What drives the price of a bathroom remodel
Bathrooms are small rooms with big risk: waterproofing, tile labor, and whatever the demo reveals behind a 30-year-old shower decide whether the job is profitable.
Here are the cost drivers that decide whether this job makes money — build each into your quote:
Waterproofing and tile labor
Tile setting and proper waterproofing are skilled, slow work — and the part a callback comes from. Price the labor, not just the tile box.
Demo surprises
Rot, mold, and bad subfloor behind a failing shower are common. A discovery clause turns them into approved changes.
Fixture spread
A builder-grade vanity and a high-end fixture package are different jobs. Quote the actual selections.
Small space, slow work
Working in a tight bathroom is slower than open space, and one bathroom often means a household with no second bath — schedule pressure is real.

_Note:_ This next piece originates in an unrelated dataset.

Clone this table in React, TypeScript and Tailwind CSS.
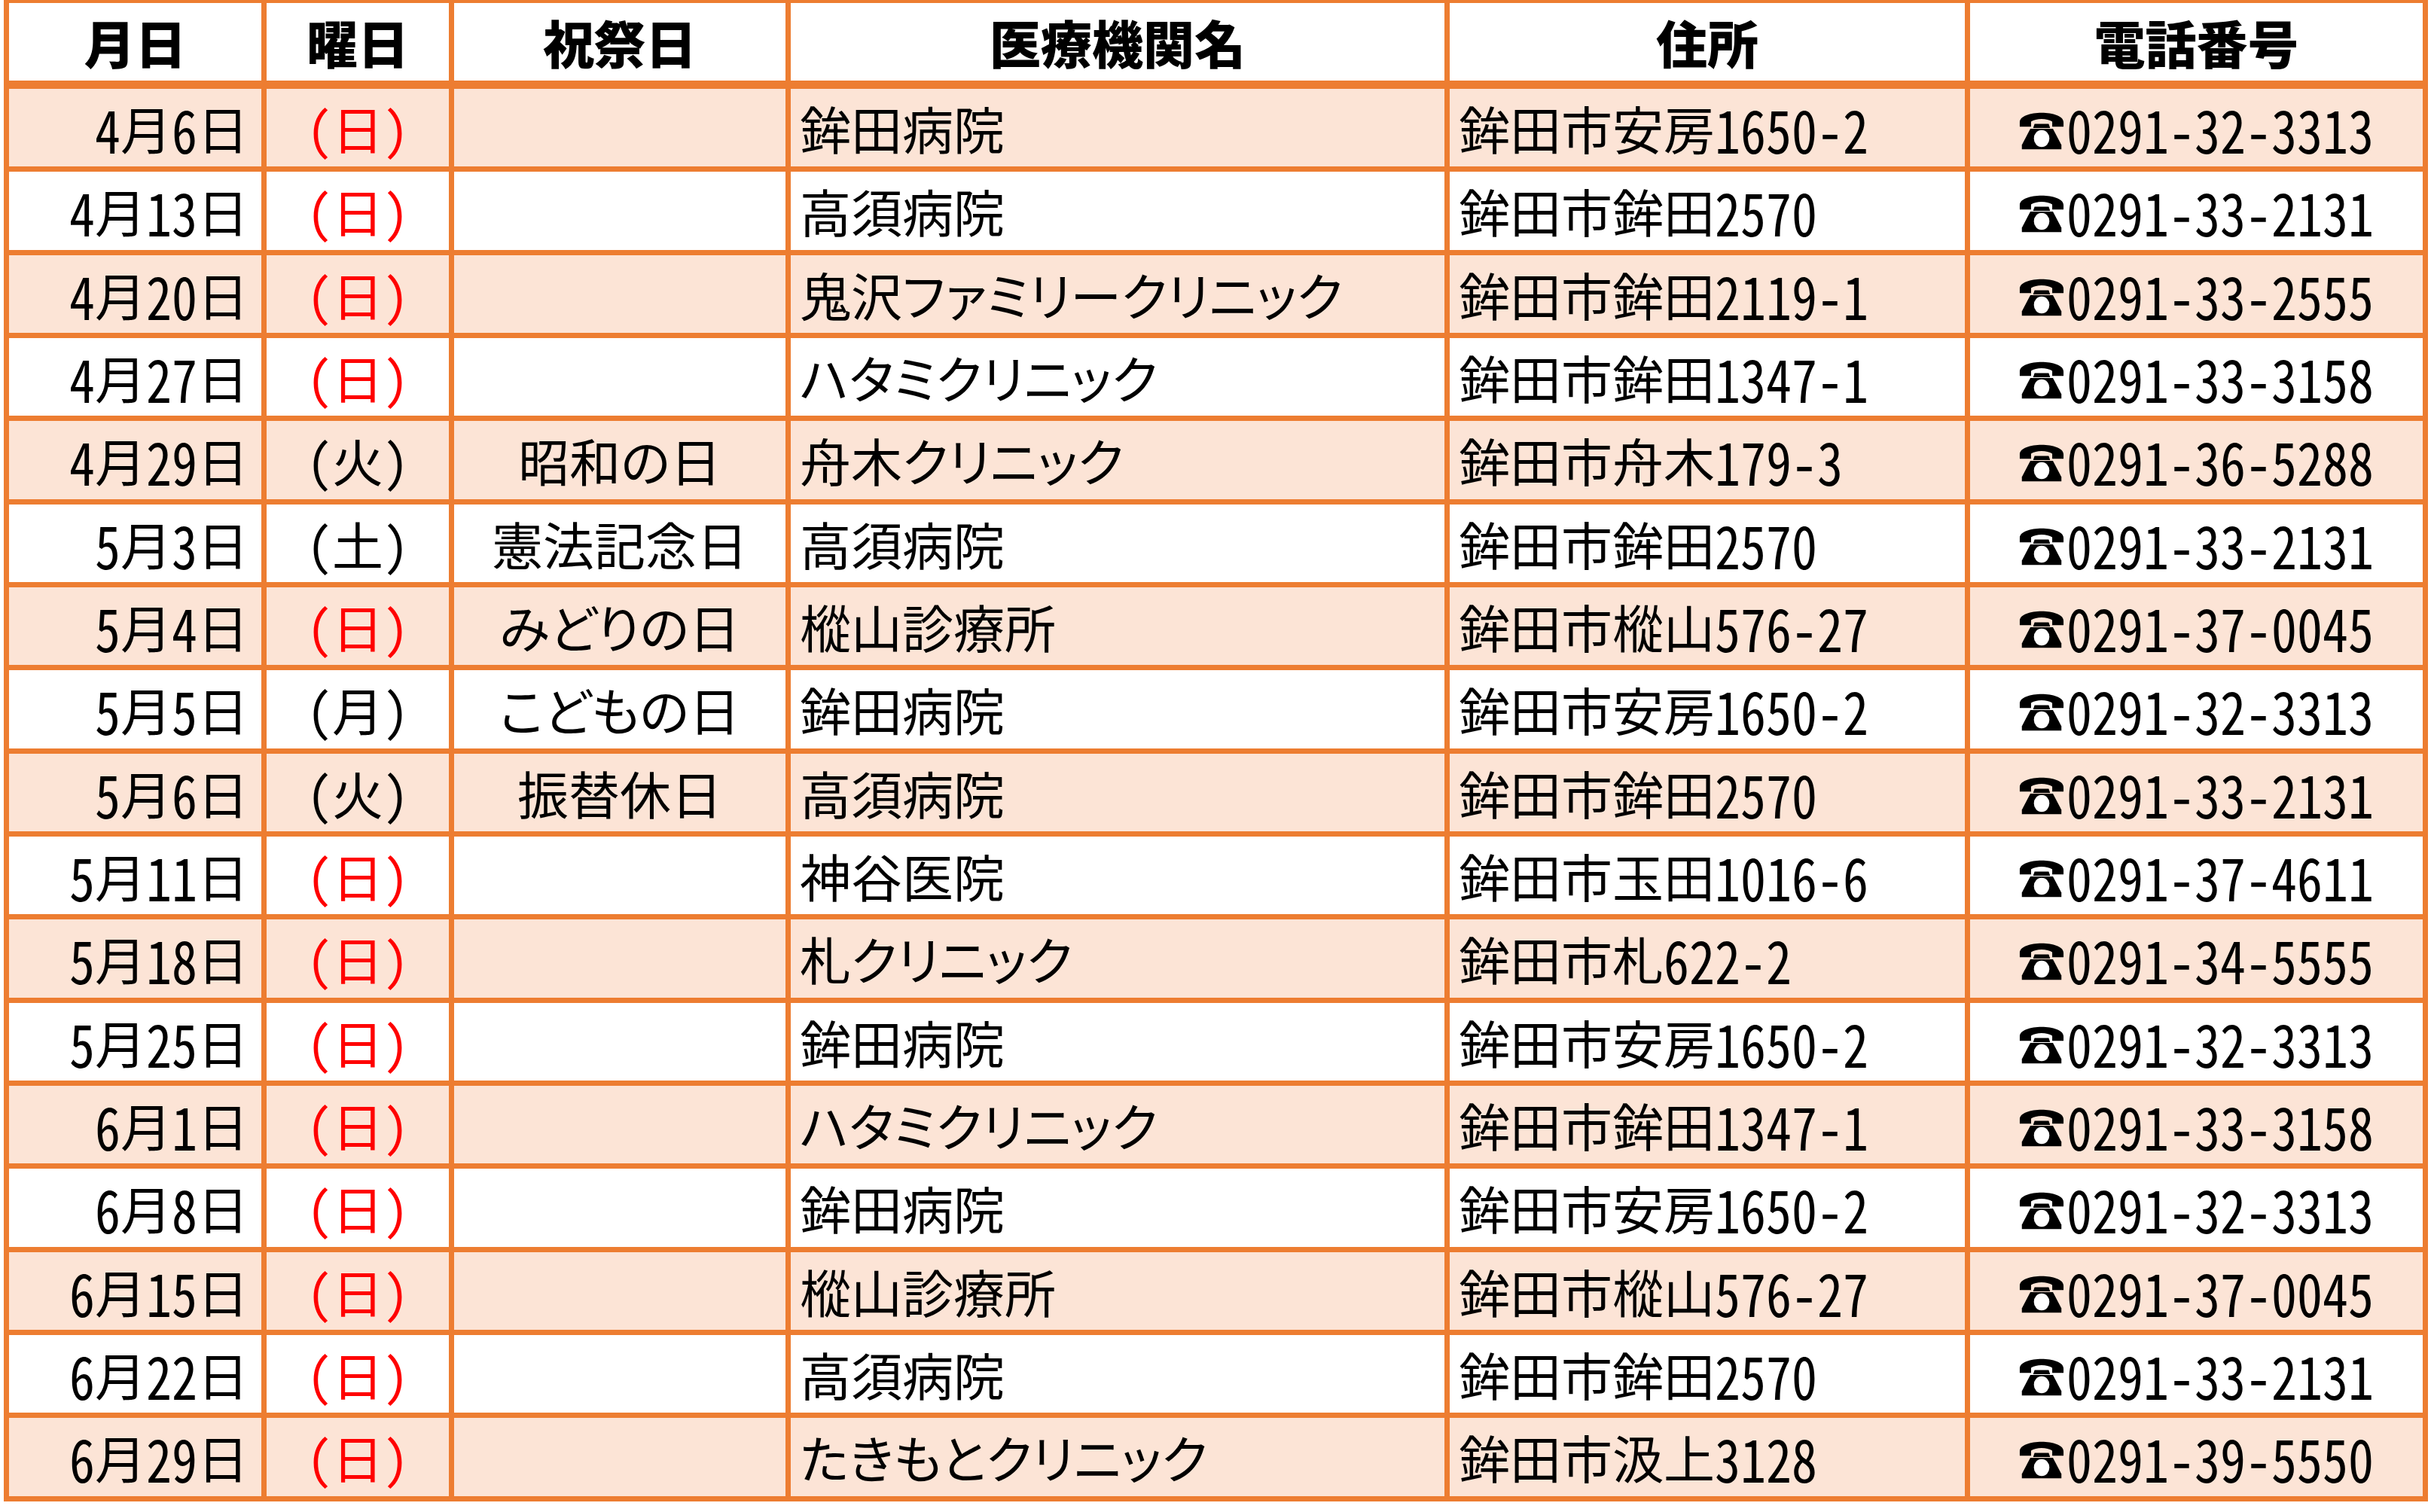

A method that protects your margin
- Price waterproofing and tile labor as skilled work, not filler.
- Set allowances for vanity, fixtures, and tile.
- Add a discovery rate for rot/subfloor found at demo.
- Account for the slow pace of tight-space work.
A worked example
A bathroom at $14,000 with $9,500 cost looks like a 32% job — until demo reveals a rotted subfloor and a leaking valve. With a written discovery rate, the client approves the extra work and your margin holds; without it, the surprise comes straight out of profit.
Numbers are illustrative to show the method — your real costs and local market differ. Price from your own books.
Common mistakes pricing a bathroom remodel
- Underpricing tile and waterproofing labor.
- No discovery clause for what's behind the old shower.
- Builder-grade quote, high-end selections.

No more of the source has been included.